Abstract

This paper reports the formaldehyde (HCHO) sensing mechanism of platinum nanoparticles (Pt) supported reduced graphene oxide (RGO)-based resistive sensor devices through the experimental investigation and subsequent density functional theory (DFT) computation. Sensing measurements conducted at room temperature revealed that the Pt facilitated enhanced charge transfer between HCHO molecule and RGO-Pt nanomaterial improves the response of the device by almost 4.5 times against 400 ppm of HCHO concentration as compared to bare RGO counterpart. The device has been found to recover within 350 s for an optimized impulsive heating treatment at 50 °C for 55 s.
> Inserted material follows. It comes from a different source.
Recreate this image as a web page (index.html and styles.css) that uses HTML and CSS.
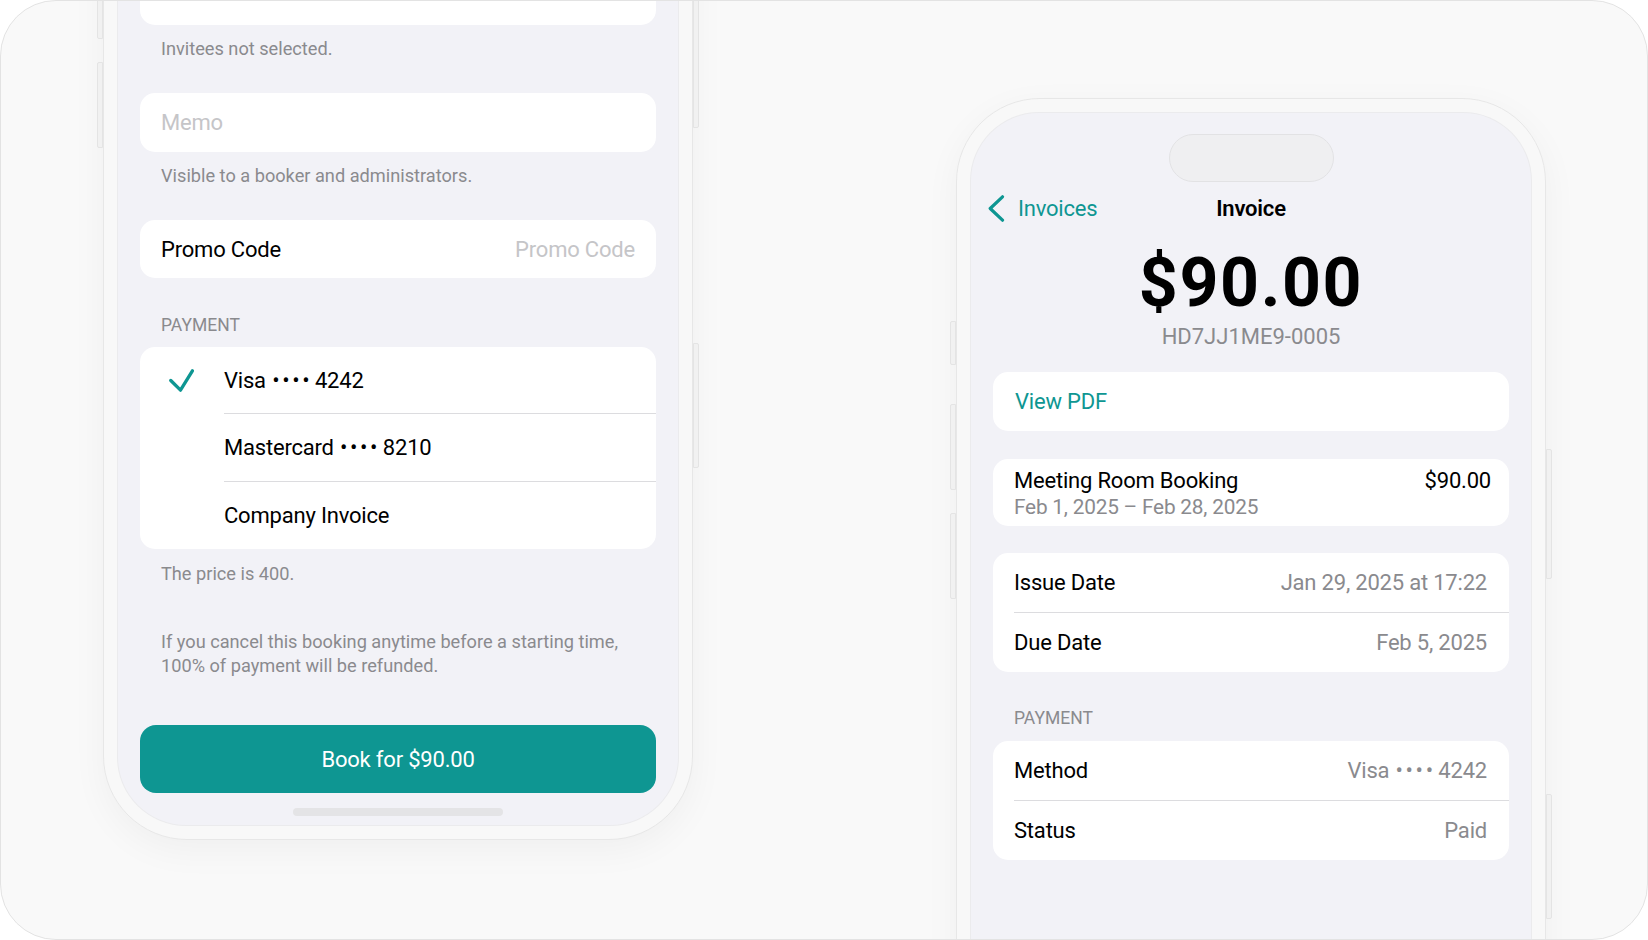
FILE: index.html
```html
<!DOCTYPE html>
<html lang="en">
<head>
  <meta charset="UTF-8" />
  <meta name="viewport" content="width=device-width, initial-scale=1.0" />
  <title>Booking &amp; Invoice</title>
  <link rel="stylesheet" href="styles.css">
</head>
<body>
  <div class="canvas">
    <div class="stage">

      <!-- booking form, scrolled to the bottom -->
      <div class="phone phone-booking">
        <span class="side-btn left b1"></span>
        <span class="side-btn left b2"></span>
        <span class="side-btn left b3"></span>
        <span class="side-btn right b4"></span>
        <span class="side-btn right b5"></span>
        <div class="screen screen-bottom">
          <div class="form">
            <div class="card field"></div>
            <p class="footnote">Invitees not selected.</p>

            <div class="card field gap-lg">
              <span class="placeholder">Memo</span>
            </div>
            <p class="footnote">Visible to a booker and administrators.</p>

            <div class="card field field-split gap-lg">
              <span>Promo Code</span>
              <span class="placeholder">Promo Code</span>
            </div>

            <h4 class="section-title">Payment</h4>
            <div class="card pay-list">
              <div class="pay-row">
                <span class="pay-check">
                  <svg width="25" height="23" viewBox="0 0 25 23"><polyline points="1.8,11.5 11.5,21.2 23.4,1.8" fill="none" stroke="#0e9692" stroke-width="3.3" stroke-linecap="round" stroke-linejoin="round"/></svg>
                </span>
                <span class="pay-label">Visa <span class="dots">••••</span> 4242</span>
              </div>
              <div class="pay-row">
                <span class="pay-check"></span>
                <span class="pay-label">Mastercard <span class="dots">••••</span> 8210</span>
              </div>
              <div class="pay-row">
                <span class="pay-check"></span>
                <span class="pay-label">Company Invoice</span>
              </div>
            </div>
            <p class="footnote price-note">The price is 400.</p>

            <p class="footnote cancel-note">If you cancel this booking anytime before a starting time,<br>100% of payment will be refunded.</p>

            <button class="book-btn">Book for $90.00</button>
          </div>
          <div class="home-bar"></div>
        </div>
      </div>

      <!-- invoice details -->
      <div class="phone phone-invoice">
        <span class="side-btn left b1"></span>
        <span class="side-btn left b2"></span>
        <span class="side-btn left b3"></span>
        <span class="side-btn right b4"></span>
        <span class="side-btn right b5"></span>
        <div class="screen">
          <div class="island"></div>
          <div class="navbar">
            <a class="back" href="#">
              <svg width="17" height="27" viewBox="0 0 17 27"><polyline points="14.5,1.8 2.2,13.5 14.5,25.2" fill="none" stroke="#0e9692" stroke-width="3.2" stroke-linecap="round" stroke-linejoin="round"/></svg>
              Invoices
            </a>
            <span class="nav-title">Invoice</span>
            <span></span>
          </div>

          <div class="amount">$90.00</div>
          <div class="invoice-no">HD7JJ1ME9-0005</div>

          <div class="details">
            <div class="card link-card">View PDF</div>

            <div class="card line-item">
              <div class="line-main">
                <span>Meeting Room Booking</span>
                <span>$90.00</span>
              </div>
              <div class="line-sub">Feb 1, 2025 – Feb 28, 2025</div>
            </div>

            <div class="card list-card dates">
              <div class="row"><span>Issue Date</span><span class="value">Jan 29, 2025 at 17:22</span></div>
              <div class="row"><span>Due Date</span><span class="value">Feb 5, 2025</span></div>
            </div>

            <h4 class="section-title">Payment</h4>
            <div class="card list-card">
              <div class="row"><span>Method</span><span class="value">Visa <span class="dots">••••</span> 4242</span></div>
              <div class="row"><span>Status</span><span class="value">Paid</span></div>
            </div>
          </div>
        </div>
      </div>

    </div>
  </div>
</body>
</html>
```

FILE: styles.css
```css
body {
  margin: 0;
  background: #fff;
  font-family: Roboto, "Liberation Sans", sans-serif;
  color: #000;
}
.canvas {
  height: 940px;
  box-sizing: border-box;
  border: 1px solid #e3e3e3;
  border-radius: 56px;
  background: #f9f9f9;
  overflow: hidden;
}
.stage {
  display: flex;
  align-items: flex-start;
  gap: 263px;
  padding-left: 102px;
}

/* phone shell */
.phone {
  position: relative;
  flex: none;
  width: 590px;
  height: 1193px;
  box-sizing: border-box;
  padding: 14px;
  background: #f8f8f8;
  border: 1px solid #e7e7e7;
  border-radius: 84px;
  box-shadow: 0 10px 36px rgba(0, 0, 0, 0.045);
}
.phone-booking {
  margin-top: -354px;
}
.phone-invoice {
  margin-top: 97px;
}
.side-btn {
  position: absolute;
  width: 4px;
  background: #f1f1f1;
  border: 1px solid #e4e4e4;
}
.side-btn.left {
  left: -7px;
  border-radius: 2px 0 0 2px;
}
.side-btn.right {
  right: -7px;
  border-radius: 0 2px 2px 0;
}
.b1 { top: 222px; height: 42px; }
.b2 { top: 305px; height: 84px; }
.b3 { top: 414px; height: 84px; }
.b4 { top: 350px; height: 128px; }
.b5 { top: 695px; height: 123px; }

.screen {
  position: relative;
  height: 100%;
  box-sizing: border-box;
  background: #f2f2f7;
  border-radius: 68px;
  box-shadow: 0 0 0 1px #ebebed;
  overflow: hidden;
}
.screen-bottom {
  display: flex;
  flex-direction: column;
  justify-content: flex-end;
}
.home-bar {
  position: absolute;
  left: 50%;
  bottom: 9px;
  width: 210px;
  height: 8px;
  margin-left: -105px;
  border-radius: 4px;
  background: #e4e4e6;
}

/* shared list pieces */
.card {
  background: #fff;
  border-radius: 15px;
  font-size: 22px;
  letter-spacing: -0.2px;
}
.dots {
  letter-spacing: 2.6px;
  margin-right: -2.6px;
  padding-left: 1px;
}
.placeholder {
  color: #c5c5c8;
}
.footnote {
  margin: 13px 0 0;
  padding-left: 21px;
  font-size: 18.2px;
  line-height: 22px;
  color: #8a8a8e;
}
.section-title {
  margin: 37px 0 12px;
  padding-left: 21px;
  font-size: 17.5px;
  line-height: 20px;
  font-weight: 400;
  text-transform: uppercase;
  color: #8a8a8e;
}

/* booking form */
.form {
  padding: 0 22px 32px;
}
.field {
  display: flex;
  align-items: center;
  height: 59px;
  padding: 0 21px;
}
.field-split {
  justify-content: space-between;
  height: 58px;
}
.gap-lg {
  margin-top: 33px;
}
.pay-row {
  display: flex;
  height: 67.3px;
}
.pay-check {
  width: 84px;
  padding-left: 29px;
  box-sizing: border-box;
  display: flex;
  align-items: center;
}
.pay-label {
  flex: 1;
  display: flex;
  align-items: center;
  white-space: pre;
  border-bottom: 1px solid #dcdcdf;
}
.pay-row:last-child .pay-label {
  border-bottom: none;
}
.price-note {
  margin-top: 14px;
}
.cancel-note {
  margin-top: 45px;
  line-height: 24px;
}
.book-btn {
  display: block;
  width: 100%;
  height: 68px;
  margin-top: 47px;
  border: none;
  border-radius: 16px;
  background: #0e9692;
  color: #fff;
  font-family: inherit;
  font-size: 22px;
  letter-spacing: -0.2px;
}

/* invoice screen */
.island {
  width: 165px;
  height: 48px;
  margin: 21px auto 0;
  box-sizing: border-box;
  border-radius: 24px;
  background: #efeff1;
  border: 1px solid #e2e2e4;
}
.navbar {
  display: grid;
  grid-template-columns: 1fr auto 1fr;
  align-items: center;
  height: 44px;
  margin-top: 4px;
  padding: 0 17px;
  font-size: 22px;
  letter-spacing: -0.2px;
}
.back {
  display: flex;
  align-items: center;
  gap: 13px;
  color: #0e9692;
  text-decoration: none;
}
.nav-title {
  font-weight: 600;
}
.amount {
  margin-top: 20px;
  font-size: 68px;
  line-height: 67px;
  font-weight: 700;
  text-align: center;
  letter-spacing: 1.6px;
}
.invoice-no {
  margin-top: 7px;
  font-size: 22px;
  line-height: 26px;
  text-align: center;
  color: #8a8a8e;
}
.details {
  padding: 22px 22px 0;
}
.link-card {
  display: flex;
  align-items: center;
  height: 59px;
  padding-left: 22px;
  color: #0e9692;
}
.line-item {
  margin-top: 28px;
  padding: 8px 18px 5px 21px;
  line-height: 27px;
}
.line-main {
  display: flex;
  justify-content: space-between;
}
.line-sub {
  font-size: 20.8px;
  color: #8a8a8e;
}
.list-card {
  padding-left: 21px;
}
.dates {
  margin-top: 27px;
}
.row {
  display: flex;
  justify-content: space-between;
  align-items: center;
  height: 59.5px;
  padding-right: 22px;
  box-sizing: border-box;
  border-bottom: 1px solid #dcdcdf;
}
.row:last-child {
  border-bottom: none;
}
.value {
  color: #8a8a8e;
}
.details .section-title {
  margin: 36px 0 13px;
}
```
Moreover, the selectivity test performed for some common indoor volatile organic compounds signifies the RGO-Pt nanohybrid to be more specific toward the HCHO molecule. DFT-based first-principle calculations have also been carried out in terms of stable adsorption geometry, adsorption energy, net electron transfer, charge density difference, and changes in density of states of the HCHO adsorbed complexes. The simulation results suggest that the chemisorption of HCHO through molecular dissociation and strong covalent bond formation on RGO-Pt surface have led to significant changes in its resistivity in contrast to RGO, where HCHO molecule possesses pure physisorption. The simulation results agree quite well with the experimental observations.